Amash was asked during the town hall about a potential White House run and said, "If I were trying to roll out something like that, this is not how I’d do it."

Amash did draw last week a primary challenger for his House seat from state Rep. Jim Lower, R-Greenville. Sanders on Wednesday did not dismiss the possibility that Trump would support an Amash primary challenger.

"I'll let the president make that determination," she said. 

Trump campaign manager Brad Parscale took to Twitter to attack Amash as "phony," saying if Amash were a "TRUE libertarian, he wouldn’t stand for abuse of FBI power, spying, & bogus dossiers funded by political foes and fed to secret FISA courts.

"He is just another Grandstanding Swamp Creature auditioning for the approval of the liberal media," Parscale tweeted Wednesday. 

Parscale was referring to the FBI's use of allegations contained in the so-called Steele dossier as part of a Foreign Intelligence Surveillance Act warrant to surveil a Trump campaign adviser.
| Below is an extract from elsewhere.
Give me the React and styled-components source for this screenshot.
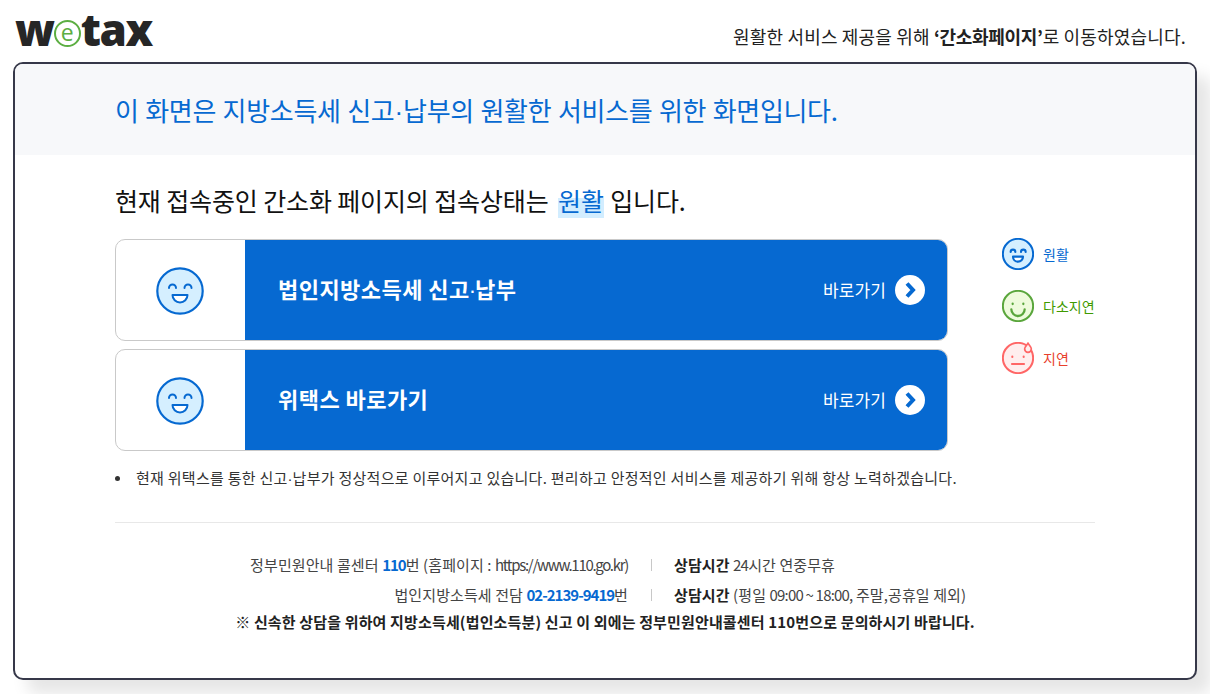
import React from "react";
import styled, { createGlobalStyle } from "styled-components";

const GlobalStyle = createGlobalStyle`
    html, body {
        margin: 0;
        padding: 0;
        background: #fff;
    }
    body {
        font-family: "Noto Sans CJK KR", "Noto Sans", sans-serif;
        color: #222;
        overflow: hidden;
    }
`;

const Page = styled.div`
    width: 1210px;
    height: 694px;
    overflow: hidden;
`;

const Header = styled.header`
    height: 62px;
    padding: 0 24px 0 15px;
    display: flex;
    justify-content: space-between;
    box-sizing: border-box;
`;

const Logo = styled.div`
    display: flex;
    align-items: center;
    height: 44px;
    margin-top: 7px;
    font-family: "Open Sans", sans-serif;
    font-weight: 800;
    font-size: 44px;
    line-height: 44px;
    letter-spacing: -1.4px;
    color: #262626;
`;

const LogoMark = styled.span`
    width: 27px;
    height: 27px;
    box-sizing: border-box;
    margin: 9px 0 0 0;
    border: 2px solid #5cae42;
    border-radius: 50%;
    display: flex;
    align-items: center;
    justify-content: center;
    font-weight: 400;
    font-size: 23px;
    line-height: 20px;
    padding-bottom: 3px;
    letter-spacing: 0;
    color: #5cae42;
    background: #fff;
`;

const Notice = styled.p`
    margin: 24px 0 0;
    font-size: 18px;
    line-height: 24px;
    letter-spacing: 0.18px;
    color: #222;

    b {
        font-weight: 700;
        letter-spacing: -0.3px;
    }
`;

const Card = styled.main`
    width: 1184px;
    height: 618px;
    margin-left: 13px;
    box-sizing: border-box;
    border: 2px solid #363849;
    border-radius: 10px;
    background: #fff;
    box-shadow: 14px 14px 16px rgba(0, 0, 0, 0.1);
    overflow: hidden;
`;

const Banner = styled.div`
    height: 91px;
    padding-left: 100px;
    background: #f7f8fa;
    display: flex;
    align-items: center;
    font-size: 26px;
    letter-spacing: -0.32px;
    word-spacing: 1.1px;
    color: #0669d1;
`;

const Body = styled.div`
    width: 980px;
    margin-left: 100px;
`;

const Status = styled.h2`
    margin: 27px 0 0;
    font-size: 25px;
    line-height: 36px;
    font-weight: 400;
    letter-spacing: -0.13px;
    color: #111;

    em {
        font-style: normal;
        color: #0669d1;
        background: linear-gradient(transparent 45%, #d2edff 45%);
        margin: 0 1px 0 4px;
    }
`;

const Columns = styled.div`
    display: flex;
    margin-top: 21px;
`;

const LinkList = styled.div`
    width: 833px;
    flex: none;
    display: flex;
    flex-direction: column;
    gap: 8px;
`;

const LinkRow = styled.a`
    display: flex;
    height: 102px;
    box-sizing: border-box;
    border: 1px solid #c9c9c9;
    border-radius: 10px;
    overflow: hidden;
    background: #fff;
`;

const FaceCell = styled.div`
    width: 129px;
    padding: 1px 2px 0 0;
    box-sizing: border-box;
    display: flex;
    align-items: center;
    justify-content: center;
`;

const LinkBody = styled.div`
    flex: 1;
    display: flex;
    align-items: center;
    justify-content: space-between;
    padding: 0 22px 0 33px;
    background: #0669d1;
    color: #fff;
`;

const LinkTitle = styled.strong`
    font-size: 22px;
    line-height: 28px;
    margin-top: -5px;
    font-weight: 700;
    letter-spacing: 0.45px;
`;

const LinkMore = styled.span`
    display: flex;
    align-items: center;
    gap: 9px;
    margin-top: -2px;
    font-size: 17px;
    letter-spacing: 0.1px;

    svg {
        margin-top: 2px;
    }
`;

const Dot = styled.span`
    font-family: "Liberation Sans", sans-serif;
    font-weight: 400;
    line-height: 0;
    letter-spacing: 0;
    margin: 0 ${(props) => props.$trim || 0}px;
`;

const Legend = styled.ul`
    list-style: none;
    margin: 0 0 0 54px;
    padding: 0;
    display: flex;
    flex-direction: column;
    gap: 22px;
`;

const LegendItem = styled.li`
    display: flex;
    align-items: center;
    gap: 9px;
    height: 30px;
    font-size: 14px;
    letter-spacing: 0;
    white-space: nowrap;
    color: ${(props) => props.$color};
`;

const Bullets = styled.ul`
    list-style: none;
    margin: 15px 0 0;
    padding: 0;
    font-size: 15px;
    line-height: 24px;
    letter-spacing: 0.27px;
    color: #333;
`;

const BulletItem = styled.li`
    display: flex;
    align-items: center;
    gap: 16px;

    &::before {
        content: "";
        width: 5px;
        height: 5px;
        border-radius: 50%;
        background: #333;
    }
`;

const Divider = styled.hr`
    border: 0;
    border-top: 1px solid #e8e8e8;
    margin: 32px 0 0;
`;

const Contact = styled.div`
    margin-top: 27px;
    font-size: 15px;
    letter-spacing: 0.1px;
    color: #444;

    b {
        color: #222;
    }
`;

const ContactRow = styled.div`
    display: grid;
    grid-template-columns: 513px 2px auto;
    column-gap: 22px;
    align-items: center;
    height: 30px;
    line-height: 30px;
`;

const ContactLeft = styled.span`
    justify-self: end;
    white-space: nowrap;

    b {
        color: #0669d1;
        letter-spacing: -1px;
    }
`;

const Url = styled.span`
    letter-spacing: -1.3px;
`;

const Time = styled.span`
    letter-spacing: -0.8px;
`;

const Sep = styled.i`
    justify-self: end;
    width: 1px;
    height: 12px;
    background: #c8c8c8;
`;

const ContactNote = styled.p`
    margin: 0;
    text-align: center;
    line-height: 23px;
    font-weight: 700;
    letter-spacing: 0.15px;
    color: #222;
`;

const faces = {
    good: { stroke: "#0669d1", fill: "#d5efff" },
    fair: { stroke: "#5aa63c", fill: "#eefbdc" },
    slow: { stroke: "#ff6666", fill: "#ffeeee" },
};

const Face = ({ type, size }) => {
    const { stroke, fill } = faces[type];
    const inner = size < 40 ? 3.2 : 2;
    return (
        <svg width={size} height={size} viewBox="0 0 48 48" fill="none">
            <circle cx="24" cy="24" r="22.7" fill={fill} stroke={stroke} strokeWidth={size < 40 ? 3 : 2.2} />
            {type === "good" && (
                <g stroke={stroke} strokeWidth={inner} strokeLinecap="round">
                    <path d="M13 21 a3.500 3.500 0 0 1 7 0" />
                    <path d="M28.500 21 a3.500 3.500 0 0 1 7 0" />
                    <path d="M16.500 28 h15 a7.500 7.500 0 0 1 -15 0 z" fill="#fff" strokeLinejoin="round" />
                </g>
            )}
            {type === "fair" && (
                <g stroke={stroke} strokeWidth="3.4" strokeLinecap="round">
                    <path d="M16 20.500 v.5" />
                    <path d="M32 20.500 v.5" />
                    <path d="M14 29 a10 10 0 0 0 20 0" />
                </g>
            )}
            {type === "slow" && (
                <g stroke={stroke} strokeWidth="3.2" strokeLinecap="round">
                    <path d="M15.500 22 v.5" />
                    <path d="M32.500 22 v.5" />
                    <path d="M15 33 h18" />
                    <path d="M39 2 c2 3 5 5.500 5 8.500 a5 5 0 0 1 -10 0 c0 -3 3 -5.500 5 -8.500 z" fill="#ffeeee" strokeWidth="2.6" />
                </g>
            )}
        </svg>
    );
};

const GoArrow = () => (
    <svg width="30" height="30" viewBox="0 0 30 30">
        <circle cx="15" cy="15" r="15" fill="#fff" />
        <path d="M12 8.500 L18 15 L12 21.500" fill="none" stroke="#0669d1" strokeWidth="4" strokeLinejoin="miter" />
    </svg>
);

const App = () => (
    <Page>
        <GlobalStyle />
        <Header>
            <Logo>
                w<LogoMark>e</LogoMark>tax
            </Logo>
            <Notice>
                원활한 서비스 제공을 위해 <b>‘간소화페이지’</b>로 이동하였습니다.
            </Notice>
        </Header>
        <Card>
            <Banner>
                <span>
                    이 화면은 지방소득세 신고<Dot>·</Dot>납부의 원활한 서비스를 위한 화면입니다.
                </span>
            </Banner>
            <Body>
                <Status>
                    현재 접속중인 간소화 페이지의 접속상태는 <em>원활</em> 입니다.
                </Status>
                <Columns>
                    <LinkList>
                        <LinkRow>
                            <FaceCell>
                                <Face type="good" size={48} />
                            </FaceCell>
                            <LinkBody>
                                <LinkTitle>
                                    법인지방소득세 신고<Dot $trim={-1}>·</Dot>납부
                                </LinkTitle>
                                <LinkMore>
                                    바로가기
                                    <GoArrow />
                                </LinkMore>
                            </LinkBody>
                        </LinkRow>
                        <LinkRow>
                            <FaceCell>
                                <Face type="good" size={48} />
                            </FaceCell>
                            <LinkBody>
                                <LinkTitle>위택스 바로가기</LinkTitle>
                                <LinkMore>
                                    바로가기
                                    <GoArrow />
                                </LinkMore>
                            </LinkBody>
                        </LinkRow>
                    </LinkList>
                    <Legend>
                        <LegendItem $color="#0669d1">
                            <Face type="good" size={32} />
                            원활
                        </LegendItem>
                        <LegendItem $color="#3f9a00">
                            <Face type="fair" size={32} />
                            다소지연
                        </LegendItem>
                        <LegendItem $color="#e8402c">
                            <Face type="slow" size={32} />
                            지연
                        </LegendItem>
                    </Legend>
                </Columns>
                <Bullets>
                    <BulletItem>
                        <span>
                            현재 위택스를 통한 신고<Dot>·</Dot>납부가 정상적으로 이루어지고 있습니다. 편리하고 안정적인 서비스를 제공하기 위해 항상 노력하겠습니다.
                        </span>
                    </BulletItem>
                </Bullets>
                <Divider />
                <Contact>
                    <ContactRow>
                        <ContactLeft>
                            정부민원안내 콜센터 <b>110</b>번 (홈페이지 : <Url>https://www.110.go.kr)</Url>
                        </ContactLeft>
                        <Sep />
                        <span>
                            <b>상담시간</b> <Time>24</Time>시간 연중무휴
                        </span>
                    </ContactRow>
                    <ContactRow>
                        <ContactLeft>
                            법인지방소득세 전담 <b>02-2139-9419</b>번
                        </ContactLeft>
                        <Sep />
                        <span>
                            <b>상담시간</b> (평일 <Time>09:00 ~ 18:00,</Time> 주말,공휴일 제외)
                        </span>
                    </ContactRow>
                    <ContactNote>※ 신속한 상담을 위하여 지방소득세(법인소득분) 신고 이 외에는 정부민원안내콜센터 110번으로 문의하시기 바랍니다.</ContactNote>
                </Contact>
            </Body>
        </Card>
    </Page>
);

export default App;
Amash at Tuesday's town hall touted his record of pressing for FISA reforms, telling constituents that “nobody has fought against FISA abuse more than me.”

The maverick congressman also accused Trump defenders of using the initial warrant application as an “excuse” to ignore the president’s attempts to obstruct Mueller's investigation.

The fifth-term congressman, who has often clashed with party leaders, last year sponsored an amendment to reform FISA section 702 by requiring the government to seek a warrant based on probable cause before searching surveillance data for information about Americans.

The House rejected the amendment at the urging of Trump’s office, Amash said.

He called presidential allies such as GOP Rep. Devin Nunes of California “the ring leaders” who defeated his data protection proposal and allowed the “abuse” to continue.

“And then a week later they all turn around and say, ‘Oh, FISA’s bad because it was used against the president,” Amash said. 

“They don’t support FISA reform. They are not protecting your rights. They want to protect the president. But the rest of you? Forget about it. The government can spy on all of you, and they don’t give one crap about it.”

Amash noted there “is not just one type of abuse in government,” adding that he is also concerned abuses like “obstructing justice” and “preventing the rule of law from taking place.”

Amash reiterated his call for Congress to take action in response to Mueller's findings, following a Wednesday news conference in which Mueller said he was legally barred from charging Trump with a crime but noted specifically that his report did not exonerate the president. 

“If we had had confidence that the president clearly did not commit a crime, we would have said so,” Mueller said. 

Mueller in his remarks suggested that Congress is the appropriate venue for deciding if action should be taken against Trump in relation to allegations that he obstructed the probe.

"The Constitution requires a process outside the criminal justice system to accuse a sitting president of wrongdoing," Mueller said. 

Amash tweeted in response: "The ball is in our court, Congress."

In response to Mueller's remarks, Rep. Rashida Tlaib, D-Detroit, also repeated her call for Congress "fulfill our constitutional responsibility" to investigate Trump through an impeachment inquiry.

“This President must be held accountable and it is our duty and responsibility to investigate him thoroughly," Tlaib said Wednesday. 

But Rep. Elissa Slotkin, D-Holly, passed over the impeachment issue and focused on Russian interference in the 2016 presidential election.

“The objective need to safeguard our political system from foreign attack has unfortunately been lost in the partisan back-and-forth around the Mueller report," Slotkin said in a statement.

"But I believe that Democrats and Republicans alike agree to their core that a foreign adversary should never be able to wage a disinformation campaign to sow discord in our communities and influence our elections. I will do all I can to build on our common commitment to protecting our country and work to safeguard our political process."

From the White House, Sanders issued a statement saying Mueller had closed his case. 

"The report was clear — there was no collusion, no conspiracy — and the Department of Justice confirmed there was no obstruction," Sanders said.

"After two years, the Special Counsel is moving on with his life, and everyone else should do the same.”